しかし、本件においては、区分所有者は右通知において議決権条項の改正が審議され、決議されることは認識できたものの、その具体的内容を把握できなかったため、右のような重大な議決権内容の変更を伴う規約改正が行われることを事前に知ることができなかったものであり、その結果、58票を有していたS、24票を有していたN、2票を有していたYにおいては、その議案の重要性を認識することなく被控訴人に対し、…理事長に一任する旨の委任状を提出したこと、しかし、右決議まもなく右内容を控訴人から知らされて初めて決議内容の重大性を知って驚き、事前に知っていれば理事長に一任する旨の委任状を提出することはなかったとして、控訴人を通じて被控訴人に対し、委任を取り消す旨申し出ていたこと…が認められる。
そして、本件決議…の議決が成立するためには区分所有者及び議決権数の各4分の3以上の多数の賛成が必要とされるところ(区分所有法31条1項)、…右各組合員らが一任の委任状を提出せず、これらの議決権数が賛成票に算入されなければ、議決権数657票の4分の3である493以上の賛成票を集めることはできず、右決議は可決されなかったことが明らかである。
以上の事実を勘案すれば、本件決議…の決議については、重大な手続違反があり、これを無効と解するのが相当である。

通知期間の不足

集会の招集の通知は、会日より少なくとも1週間前に、会議の目的たる事項を示して、各区分所有者に発しなければなりません(区分所有法35条1項本文)。

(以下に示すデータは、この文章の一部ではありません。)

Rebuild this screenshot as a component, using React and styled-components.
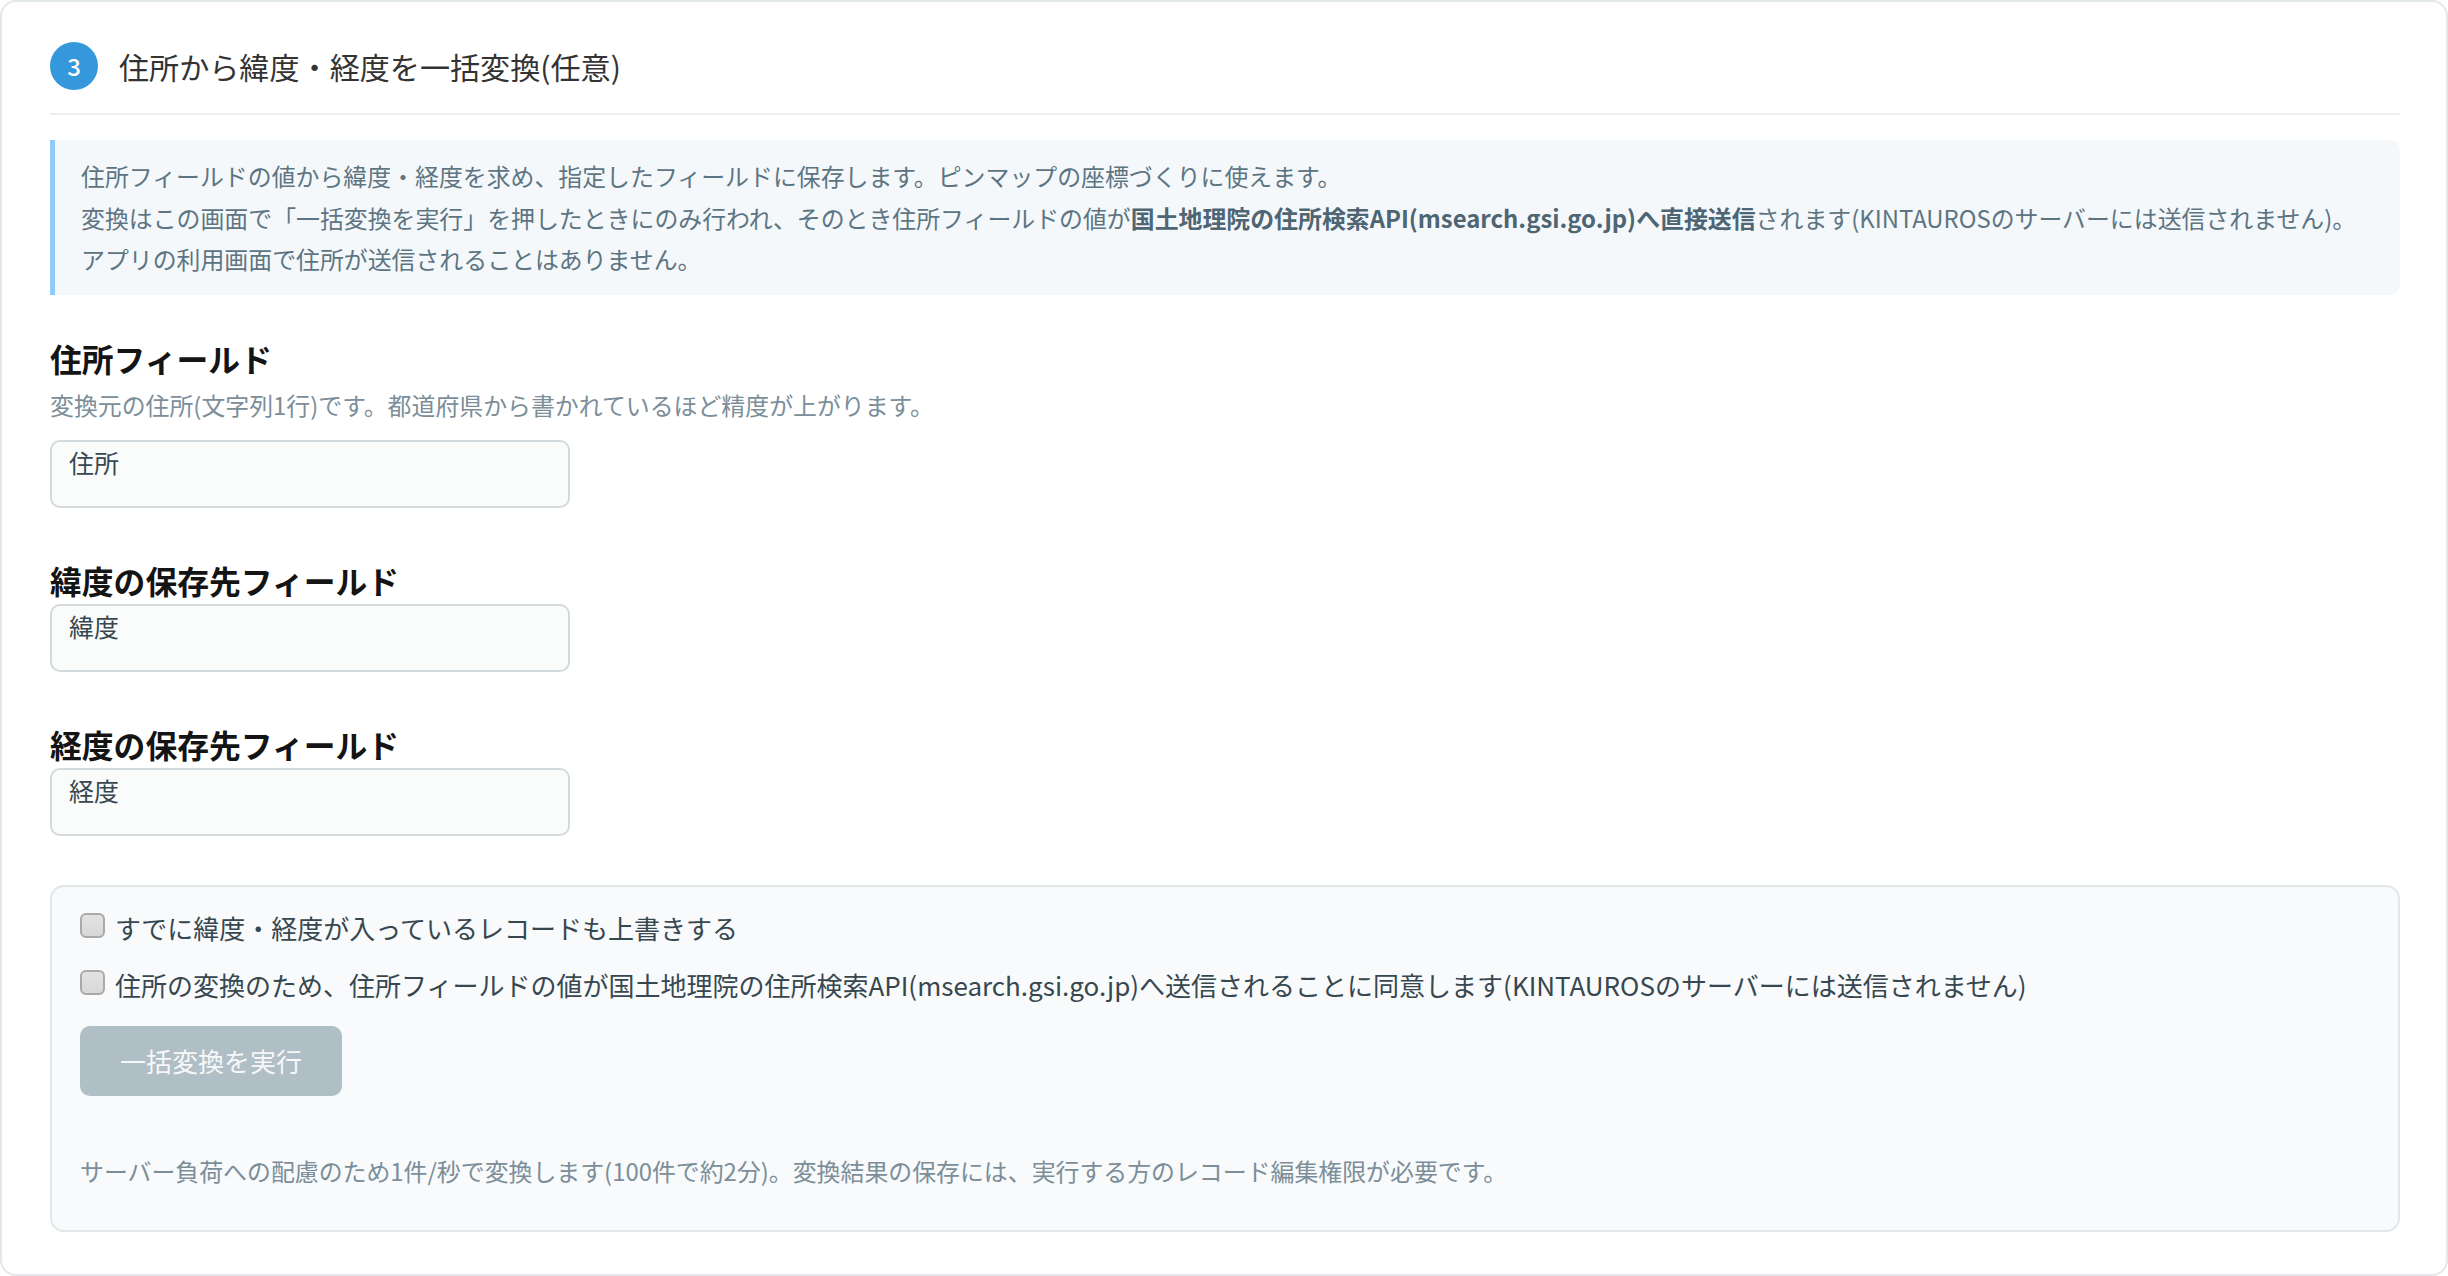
import React from "react";
import styled, { createGlobalStyle } from "styled-components";

const Global = createGlobalStyle`
  html, body { margin: 0; padding: 0; background: #ffffff; }
  body {
    font-family: "Noto Sans CJK JP", "Noto Sans", sans-serif;
    color: #333333;
    -webkit-font-smoothing: antialiased;
  }
  * { box-sizing: border-box; }
`;

const Card = styled.section`
  height: 100vh;
  border: 2px solid #e3e8eb;
  border-radius: 16px;
  padding: 41px 46px 0 48px;
  background: #ffffff;
  display: flex;
  flex-direction: column;
`;

const Header = styled.header`
  display: flex;
  align-items: center;
  gap: 21px;
  height: 72px;
  padding-bottom: 24px;
  border-bottom: 2px solid #eceff1;
`;

const StepBadge = styled.span`
  width: 48px;
  height: 48px;
  border-radius: 50%;
  background: #3498db;
  color: #ffffff;
  display: flex;
  align-items: center;
  justify-content: center;
  font-size: 24px;
  font-weight: 500;
  line-height: 1;
`;

const Title = styled.h2`
  margin: 0;
  font-size: 30.1px;
  font-weight: 400;
  color: #333333;
  line-height: 48px;
`;

const Info = styled.div`
  margin-top: 25px;
  background: #f4f8fb;
  border-left: 5px solid #90caf9;
  border-radius: 0 10px 10px 0;
  padding: 15px 25px 15px 26px;
  color: #5d7582;
  font-size: 23.9px;
  line-height: 41.6px;
`;

const InfoLine = styled.p`
  margin: 0;
  white-space: nowrap;
`;

const Strong = styled.strong`
  font-weight: 700;
  color: #4e6573;
`;

const FieldGroup = styled.div`
  margin-top: ${(p) => p.$gap}px;
  display: flex;
  flex-direction: column;
`;

const FieldLabel = styled.h3`
  margin: 0;
  font-size: 31.8px;
  font-weight: 700;
  color: #141414;
  line-height: 40px;
`;

const FieldHelp = styled.p`
  margin: 9px 0 0;
  font-size: 23.9px;
  line-height: 36px;
  color: #7b8e99;
`;

const FieldSelect = styled.div`
  margin-top: ${(p) => p.$gap}px;
  width: 520px;
  height: 68px;
  border: 2px solid #d3dbdf;
  border-radius: 10px;
  background: #fafbfb;
  padding: 3px 17px;
  font-size: 25px;
  line-height: 34px;
  color: #37474f;
`;

const RunPanel = styled.div`
  margin-top: 49px;
  border: 2px solid #e2e7ea;
  border-radius: 14px;
  background: #f8fafb;
  padding: 23px 29px 41px 28px;
  display: flex;
  flex-direction: column;
  align-items: flex-start;
`;

const CheckRow = styled.label`
  display: flex;
  align-items: center;
  gap: 10px;
  margin-top: ${(p) => p.$gap || 0}px;
  font-size: 26px;
  line-height: 36px;
  color: #37474f;
  white-space: nowrap;
`;

const Check = styled.input.attrs({ type: "checkbox" })`
  appearance: none;
  -webkit-appearance: none;
  margin: 0;
  width: 25px;
  height: 25px;
  border: 2px solid #a9a9a9;
  border-radius: 6px;
  background: linear-gradient(#e2e2e2, #d8d8d8);
  flex: none;
  position: relative;
  top: -2px;
`;

const RunButton = styled.button`
  margin-top: 23px;
  height: 70px;
  padding: 0 40px;
  border: none;
  border-radius: 10px;
  background: #b0bec5;
  color: rgba(255, 255, 255, 0.92);
  font-family: inherit;
  font-size: 26px;
  line-height: 1;
  cursor: not-allowed;
`;

const Note = styled.p`
  margin: 57px 0 0;
  font-size: 23.9px;
  line-height: 36px;
  color: #7b8e99;
`;

export default function App() {
  return (
    <>
      <Global />
      <Card>
        <Header>
          <StepBadge>3</StepBadge>
          <Title>住所から緯度・経度を一括変換(任意)</Title>
        </Header>

        <Info>
          <InfoLine>
            住所フィールドの値から緯度・経度を求め、指定したフィールドに保存します。ピンマップの座標づくりに使えます。
          </InfoLine>
          <InfoLine>
            変換はこの画面で「一括変換を実行」を押したときにのみ行われ、そのとき住所フィールドの値が
            <Strong>国土地理院の住所検索API(msearch.gsi.go.jp)へ直接送信</Strong>
            されます(KINTAUROSのサーバーには送信されません)。
          </InfoLine>
          <InfoLine>アプリの利用画面で住所が送信されることはありません。</InfoLine>
        </Info>

        <FieldGroup $gap={43}>
          <FieldLabel>住所フィールド</FieldLabel>
          <FieldHelp>
            変換元の住所(文字列1行)です。都道府県から書かれているほど精度が上がります。
          </FieldHelp>
          <FieldSelect $gap={17}>住所</FieldSelect>
        </FieldGroup>

        <FieldGroup $gap={52}>
          <FieldLabel>緯度の保存先フィールド</FieldLabel>
          <FieldSelect $gap={4}>緯度</FieldSelect>
        </FieldGroup>

        <FieldGroup $gap={52}>
          <FieldLabel>経度の保存先フィールド</FieldLabel>
          <FieldSelect $gap={4}>経度</FieldSelect>
        </FieldGroup>

        <RunPanel>
          <CheckRow>
            <Check />
            すでに緯度・経度が入っているレコードも上書きする
          </CheckRow>
          <CheckRow $gap={21}>
            <Check />
            住所の変換のため、住所フィールドの値が国土地理院の住所検索API(msearch.gsi.go.jp)へ送信されることに同意します(KINTAUROSのサーバーには送信されません)
          </CheckRow>
          <RunButton disabled>一括変換を実行</RunButton>
          <Note>
            サーバー負荷への配慮のため1件/秒で変換します(100件で約2分)。変換結果の保存には、実行する方のレコード編集権限が必要です。
          </Note>
        </RunPanel>
      </Card>
    </>
  );
}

もっとも、この期間は、規約で伸縮することができます(区分所有法35条1項但書)。

そして、標準管理規約では、総会を招集するには、少なくとも会議を開く日の2週間前(会議の目的が建替え決議又はマンション敷地売却決議であるときは2か月前)までに、会議の日時、場所及び目的を示して、組合員に通知を発しなければならない、とされています(43条1項)。

この点、総会の招集通知が総会開催日の3日前に配布されたものの、総会の決議は有効とされた裁判例があります(神戸地裁姫路支部平成9年5月27日)。

▶神戸地裁姫路支部平成9年5月27日

…原告らは、まず、総会招集通知が総会開催日の3日前に配布された点で瑕疵がある旨主張する。
たしかに、…本件合同総会の通知は開催日の3日前である平成4年7月14日に商人会会員らに配布されており、これは会日より少なくとも1週間前に発しなければならないとする区分所有法35条1項本文に合致するものではない。
しかしながら、商人会会員でない原告Kが本件合同総会に関して提出した委任状…の日付は平成4年7月6日付となっており、同人が本件合同総会開催の連絡を受けたのはその頃と考えられること、…ワンフロアー推進派…から原告らの要望に対する回答を平成4年7月10までにする旨予定されていながら期日までに何の回答もされず、これに対して原告らも再度の回答要求などをしていないこと、本件合同総会にNの代表取締役も出席していたことなどを考慮すると、本件合同総会は直前になって突然に決められたものではなく、関係者にはより早い時期にその開催が事実上連絡されていたことが窺える。
そして、本件建物区分所有者のうちで本件合同総会に欠席したのはかねてから退店の意思表明をしていた1名のみであり、他の区分所有者はすべて本件合同総会に出席して決議に参加していることなども併せ考慮すると、原告ら主張の右手続違背は本件合同総会の効力に影響を及ぼすものではないと解するのが相当である。